People incarcerated as juveniles may have worse physical and mental health as adults than youths who did not spend time in detention centers or correctional facilities, according to a new study.
"A lot of people think there are potentially harmful effects of being in the justice system, but the long-term effects really haven't been quantified," said lead author Dr. Elizabeth Barnert, of the David Geffen School of Medicine at the University of California, Los Angeles.
The magnitude of the increased health risks was tied to the time people spent incarcerated, researchers found.
About 1.3 million children under age 18 years are arrested each year, write the researchers in Pediatrics. Of those, 46 percent require some type of immediate medical attention. Additionally 70 percent of incarcerated children have at least one psychiatric disorder.
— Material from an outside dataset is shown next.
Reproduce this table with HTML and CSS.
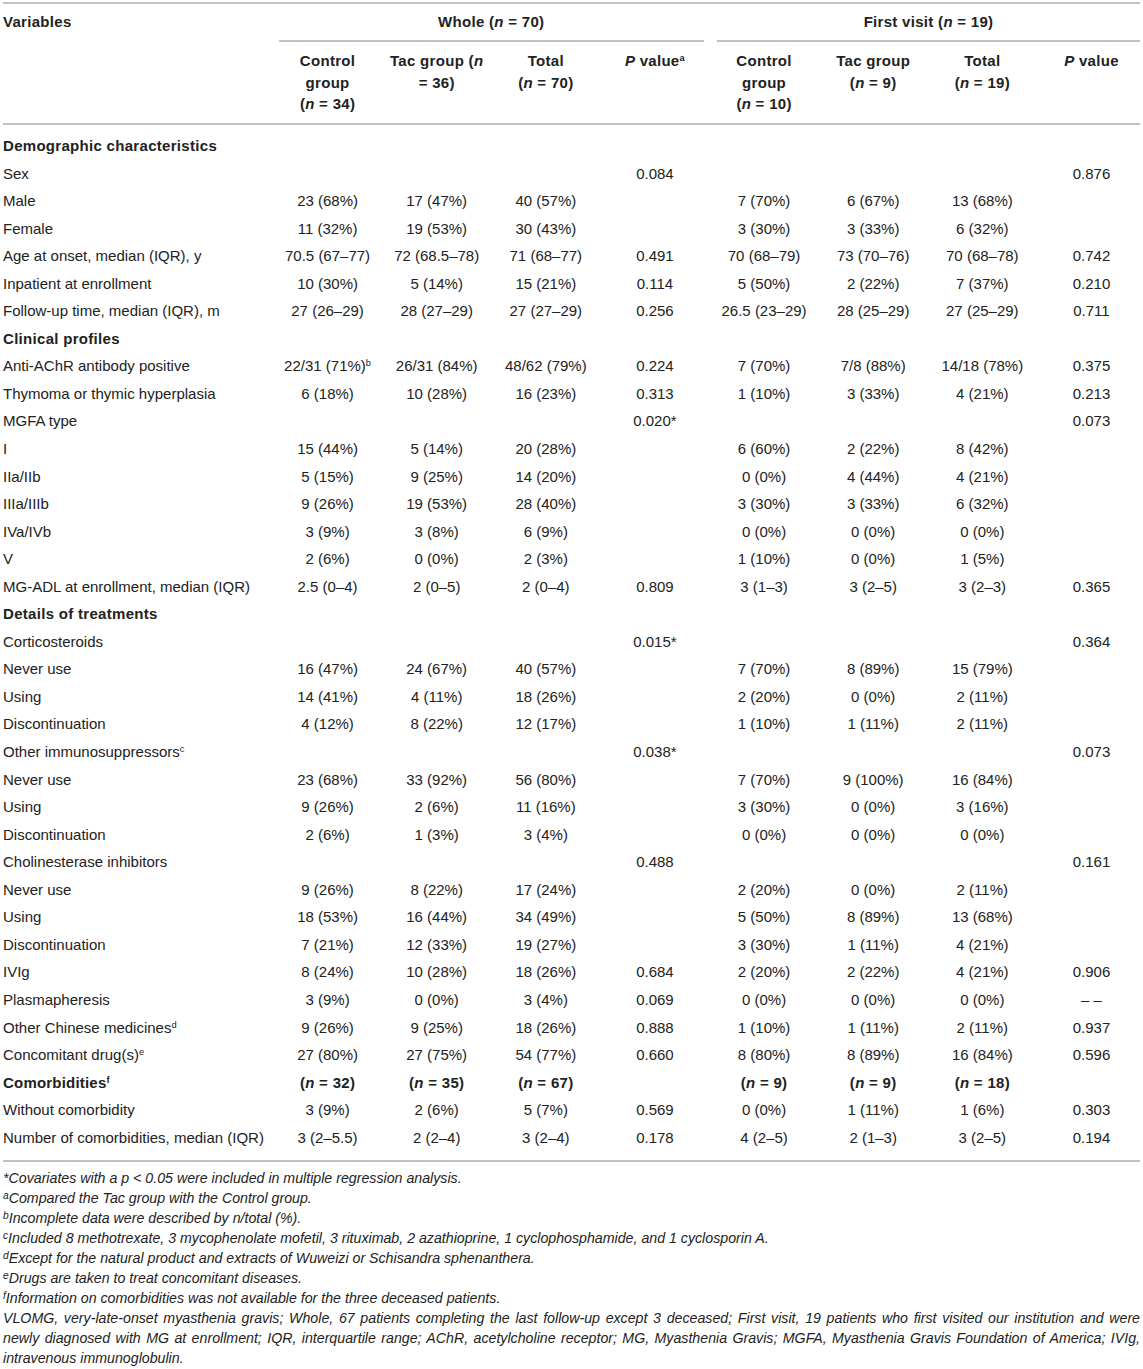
FILE: index.html
```html
<!DOCTYPE html>
<html lang="en">
<head>
<meta charset="utf-8">
<title>Table</title>
<link rel="stylesheet" href="styles.css">
</head>
<body>
<div class="page">
<table class="tbl">
<colgroup>
<col class="w-var"><col class="wc"><col class="wc"><col class="wc"><col class="wc"><col class="wc"><col class="wc"><col class="wc"><col class="wc">
</colgroup>
<thead>
<tr class="top">
<th rowspan="2" class="var">Variables</th>
<th colspan="4" class="grpcell"><div class="grp">Whole (<i>n</i> = 70)</div></th>
<th colspan="4" class="grpcell grpcell-first"><div class="grp">First visit (<i>n</i> = 19)</div></th>
</tr>
<tr class="sub">
<th>Control<br>group<br>(<i>n</i> = 34)</th>
<th>Tac group (<i>n</i><br>= 36)</th>
<th>Total<br>(<i>n</i> = 70)</th>
<th><i>P</i> value<sup>a</sup></th>
<th>Control<br>group<br>(<i>n</i> = 10)</th>
<th>Tac group<br>(<i>n</i> = 9)</th>
<th>Total<br>(<i>n</i> = 19)</th>
<th><i>P</i> value</th>
</tr>
</thead>
<tbody>
<tr class="sec"><td colspan="9">Demographic characteristics</td></tr>
<tr><td>Sex</td><td></td><td></td><td></td><td>0.084</td><td></td><td></td><td></td><td>0.876</td></tr>
<tr><td>Male</td><td>23 (68%)</td><td>17 (47%)</td><td>40 (57%)</td><td></td><td>7 (70%)</td><td>6 (67%)</td><td>13 (68%)</td><td></td></tr>
<tr><td>Female</td><td>11 (32%)</td><td>19 (53%)</td><td>30 (43%)</td><td></td><td>3 (30%)</td><td>3 (33%)</td><td>6 (32%)</td><td></td></tr>
<tr><td>Age at onset, median (IQR), y</td><td>70.5 (67–77)</td><td>72 (68.5–78)</td><td>71 (68–77)</td><td>0.491</td><td>70 (68–79)</td><td>73 (70–76)</td><td>70 (68–78)</td><td>0.742</td></tr>
<tr><td>Inpatient at enrollment</td><td>10 (30%)</td><td>5 (14%)</td><td>15 (21%)</td><td>0.114</td><td>5 (50%)</td><td>2 (22%)</td><td>7 (37%)</td><td>0.210</td></tr>
<tr><td>Follow-up time, median (IQR), m</td><td>27 (26–29)</td><td>28 (27–29)</td><td>27 (27–29)</td><td>0.256</td><td>26.5 (23–29)</td><td>28 (25–29)</td><td>27 (25–29)</td><td>0.711</td></tr>
<tr class="sec"><td colspan="9">Clinical profiles</td></tr>
<tr><td>Anti-AChR antibody positive</td><td>22/31 (71%)<sup>b</sup></td><td>26/31 (84%)</td><td>48/62 (79%)</td><td>0.224</td><td>7 (70%)</td><td>7/8 (88%)</td><td>14/18 (78%)</td><td>0.375</td></tr>
<tr><td>Thymoma or thymic hyperplasia</td><td>6 (18%)</td><td>10 (28%)</td><td>16 (23%)</td><td>0.313</td><td>1 (10%)</td><td>3 (33%)</td><td>4 (21%)</td><td>0.213</td></tr>
<tr><td>MGFA type</td><td></td><td></td><td></td><td>0.020*</td><td></td><td></td><td></td><td>0.073</td></tr>
<tr><td>I</td><td>15 (44%)</td><td>5 (14%)</td><td>20 (28%)</td><td></td><td>6 (60%)</td><td>2 (22%)</td><td>8 (42%)</td><td></td></tr>
<tr><td>IIa/IIb</td><td>5 (15%)</td><td>9 (25%)</td><td>14 (20%)</td><td></td><td>0 (0%)</td><td>4 (44%)</td><td>4 (21%)</td><td></td></tr>
<tr><td>IIIa/IIIb</td><td>9 (26%)</td><td>19 (53%)</td><td>28 (40%)</td><td></td><td>3 (30%)</td><td>3 (33%)</td><td>6 (32%)</td><td></td></tr>
<tr><td>IVa/IVb</td><td>3 (9%)</td><td>3 (8%)</td><td>6 (9%)</td><td></td><td>0 (0%)</td><td>0 (0%)</td><td>0 (0%)</td><td></td></tr>
<tr><td>V</td><td>2 (6%)</td><td>0 (0%)</td><td>2 (3%)</td><td></td><td>1 (10%)</td><td>0 (0%)</td><td>1 (5%)</td><td></td></tr>
<tr><td>MG-ADL at enrollment, median (IQR)</td><td>2.5 (0–4)</td><td>2 (0–5)</td><td>2 (0–4)</td><td>0.809</td><td>3 (1–3)</td><td>3 (2–5)</td><td>3 (2–3)</td><td>0.365</td></tr>
<tr class="sec"><td colspan="9">Details of treatments</td></tr>
<tr><td>Corticosteroids</td><td></td><td></td><td></td><td>0.015*</td><td></td><td></td><td></td><td>0.364</td></tr>
<tr><td>Never use</td><td>16 (47%)</td><td>24 (67%)</td><td>40 (57%)</td><td></td><td>7 (70%)</td><td>8 (89%)</td><td>15 (79%)</td><td></td></tr>
<tr><td>Using</td><td>14 (41%)</td><td>4 (11%)</td><td>18 (26%)</td><td></td><td>2 (20%)</td><td>0 (0%)</td><td>2 (11%)</td><td></td></tr>
<tr><td>Discontinuation</td><td>4 (12%)</td><td>8 (22%)</td><td>12 (17%)</td><td></td><td>1 (10%)</td><td>1 (11%)</td><td>2 (11%)</td><td></td></tr>
<tr><td>Other immunosuppressors<sup>c</sup></td><td></td><td></td><td></td><td>0.038*</td><td></td><td></td><td></td><td>0.073</td></tr>
<tr><td>Never use</td><td>23 (68%)</td><td>33 (92%)</td><td>56 (80%)</td><td></td><td>7 (70%)</td><td>9 (100%)</td><td>16 (84%)</td><td></td></tr>
<tr><td>Using</td><td>9 (26%)</td><td>2 (6%)</td><td>11 (16%)</td><td></td><td>3 (30%)</td><td>0 (0%)</td><td>3 (16%)</td><td></td></tr>
<tr><td>Discontinuation</td><td>2 (6%)</td><td>1 (3%)</td><td>3 (4%)</td><td></td><td>0 (0%)</td><td>0 (0%)</td><td>0 (0%)</td><td></td></tr>
<tr><td>Cholinesterase inhibitors</td><td></td><td></td><td></td><td>0.488</td><td></td><td></td><td></td><td>0.161</td></tr>
<tr><td>Never use</td><td>9 (26%)</td><td>8 (22%)</td><td>17 (24%)</td><td></td><td>2 (20%)</td><td>0 (0%)</td><td>2 (11%)</td><td></td></tr>
<tr><td>Using</td><td>18 (53%)</td><td>16 (44%)</td><td>34 (49%)</td><td></td><td>5 (50%)</td><td>8 (89%)</td><td>13 (68%)</td><td></td></tr>
<tr><td>Discontinuation</td><td>7 (21%)</td><td>12 (33%)</td><td>19 (27%)</td><td></td><td>3 (30%)</td><td>1 (11%)</td><td>4 (21%)</td><td></td></tr>
<tr><td>IVIg</td><td>8 (24%)</td><td>10 (28%)</td><td>18 (26%)</td><td>0.684</td><td>2 (20%)</td><td>2 (22%)</td><td>4 (21%)</td><td>0.906</td></tr>
<tr><td>Plasmapheresis</td><td>3 (9%)</td><td>0 (0%)</td><td>3 (4%)</td><td>0.069</td><td>0 (0%)</td><td>0 (0%)</td><td>0 (0%)</td><td>– –</td></tr>
<tr><td>Other Chinese medicines<sup>d</sup></td><td>9 (26%)</td><td>9 (25%)</td><td>18 (26%)</td><td>0.888</td><td>1 (10%)</td><td>1 (11%)</td><td>2 (11%)</td><td>0.937</td></tr>
<tr><td>Concomitant drug(s)<sup>e</sup></td><td>27 (80%)</td><td>27 (75%)</td><td>54 (77%)</td><td>0.660</td><td>8 (80%)</td><td>8 (89%)</td><td>16 (84%)</td><td>0.596</td></tr>
<tr class="bold"><td>Comorbidities<sup>f</sup></td><td>(<i>n</i> = 32)</td><td>(<i>n</i> = 35)</td><td>(<i>n</i> = 67)</td><td></td><td>(<i>n</i> = 9)</td><td>(<i>n</i> = 9)</td><td>(<i>n</i> = 18)</td><td></td></tr>
<tr><td>Without comorbidity</td><td>3 (9%)</td><td>2 (6%)</td><td>5 (7%)</td><td>0.569</td><td>0 (0%)</td><td>1 (11%)</td><td>1 (6%)</td><td>0.303</td></tr>
<tr><td>Number of comorbidities, median (IQR)</td><td>3 (2–5.5)</td><td>2 (2–4)</td><td>3 (2–4)</td><td>0.178</td><td>4 (2–5)</td><td>2 (1–3)</td><td>3 (2–5)</td><td>0.194</td></tr>
</tbody>
</table>
<div class="notes">
<p>*Covariates with a <i>p</i> &lt; 0.05 were included in multiple regression analysis.</p>
<p><sup>a</sup>Compared the Tac group with the Control group.</p>
<p><sup>b</sup>Incomplete data were described by n/total (%).</p>
<p><sup>c</sup>Included 8 methotrexate, 3 mycophenolate mofetil, 3 rituximab, 2 azathioprine, 1 cyclophosphamide, and 1 cyclosporin A.</p>
<p><sup>d</sup>Except for the natural product and extracts of Wuweizi or Schisandra sphenanthera.</p>
<p><sup>e</sup>Drugs are taken to treat concomitant diseases.</p>
<p><sup>f</sup>Information on comorbidities was not available for the three deceased patients.</p>
<p class="abbr"><span class="jl">VLOMG, very-late-onset myasthenia gravis; Whole, 67 patients completing the last follow-up except 3 deceased; First visit, 19 patients who first visited our institution and were</span><span class="jl">newly diagnosed with MG at enrollment; IQR, interquartile range; AChR, acetylcholine receptor; MG, Myasthenia Gravis; MGFA, Myasthenia Gravis Foundation of America; IVIg,</span><span>intravenous immunoglobulin.</span></p>
</div>
</div>
</body>
</html>
```
FILE: styles.css
```css
* { box-sizing: border-box; }
html, body { margin: 0; padding: 0; background: #ffffff; }
body {
  font-family: "Liberation Sans", Arial, sans-serif;
  color: #222222;
}
.page { padding: 2px 3px 0 3px; }

.tbl {
  width: 1137px;
  table-layout: fixed;
  border-collapse: separate;
  border-spacing: 0;
  border-top: 2px solid #c2c2c2;
  border-bottom: 2px solid #c2c2c2;
  font-size: 15px;
}
.w-var { width: 264px; }
.wc { width: 109.125px; }

sup { font-size: 0.62em; line-height: 0; vertical-align: 0.55em; }

th {
  font-weight: bold;
  letter-spacing: 0.3px;
  line-height: 21.5px;
  vertical-align: top;
}
th.var {
  text-align: left;
  padding: 7px 0 0 0;
  border-bottom: 2px solid #c2c2c2;
}
th.grpcell { padding: 0 0 0 12px; }
th.grpcell-first { padding-left: 13.5px; }
.grp {
  padding: 7px 0 7.5px;
  border-bottom: 2px solid #c2c2c2;
  text-align: center;
}

.sub th {
  text-align: center;
  padding: 8px 0 8.5px 12px;
  border-bottom: 2px solid #c2c2c2;
  white-space: nowrap;
}

td {
  padding: 0 0 0 12px;
  line-height: 27.55px;
  white-space: nowrap;
  text-align: center;
  vertical-align: top;
}
td:first-child { text-align: left; padding-left: 0; }

.sec td, .bold td { font-weight: bold; letter-spacing: 0.3px; }
.bold td:first-child { letter-spacing: 0.2px; }
tbody tr:first-child td { padding-top: 7px; }
tbody tr:last-child td { padding-bottom: 9px; }

.notes {
  margin-top: 6px;
  font-size: 14.2px;
  font-style: italic;
  line-height: 20px;
}
.notes p { margin: 0; }
.notes sup { font-size: 0.72em; vertical-align: 0.4em; }
.abbr span { display: block; }
.abbr .jl { text-align: justify; text-align-last: justify; }
```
For the new study, the researchers analyzed data collected from 14,344 participants in the National Longitudinal Study of Adolescent to Adult Health. The researchers aimed to see if their duration of incarceration was linked to general health, functional limitations, depressive symptoms and suicidal thoughts as adults.
Overall, 14 percent reported being incarcerated as children. About half were incarcerated for less than a month, about one-third were incarcerated for one to 12 months and about 15 percent were incarcerated for more than a year.
Compared to participants who were never incarcerated, those who were in the juvenile justice system for less than a month were 41 percent more likely to have symptoms of depression as adults.
Being incarcerated for one to 12 months was tied to a 48 percent increased risk of worse general health as an adult than those who weren't involved with the juvenile justice system.
Compared to those not incarcerated, those in the system for more than a year were nearly three times more likely to have functional limitation, over four times more likely to have symptoms of depression and over two times more likely to have suicidal thoughts as adults.
Similarly, a second study published in the same journal found factors that put people at risk for HIV and AIDS were more common among adults who spent time in the juvenile justice system than the general population.
Like the general population, Karen Abram and colleagues at the Northwestern University Feinberg School of Medicine in Chicago write that the prevalence of those risk factors declined over time.
"Like most things in life, the experiences they have as a young person seem to carry over into their adult years," said Ralph DiClemente, of Emory University's Rollins School of Public Health in Atlanta.
DiClemente, who co-authored an editorial accompanying the new studies, told Reuters Health that juvenile detention can be very traumatic even though children are typically not incarcerated for years at a time.
For example, he said, children may not have a lot of worldly experiences and may have never left their communities, but they're being put into a facility with a lot of other people.
"They're fearful and traumatized from being away," he said.
Instead of incarceration, DiClemente said one possible alternative is diversion programs like community service or treatment. Also, introducing programs to promote healthy behaviors and decrease risk are important.
While implementing programs cost money, he said prevention and risk reduction programs may pay off later when people are not needing to be treated for more severe health conditions.
"It becomes an issue of do you pay me now or pay me later," DiClemente said.
Barnert told Reuters Health that juvenile incarceration should be seen as a factor that influences future health.
Some states have age limits that dictate how old a person has to be before they're involved with the justice system, she said. Incarceration is something that should be discussed in doctors' offices, but there are obstacles.
"It's not something professional associations as a whole are addressing well or individual clinicians feel comfortable discussing," she said.
Barnert said future research should trace people's pathways once they leave the juvenile justice system to pinpoint where health becomes worse.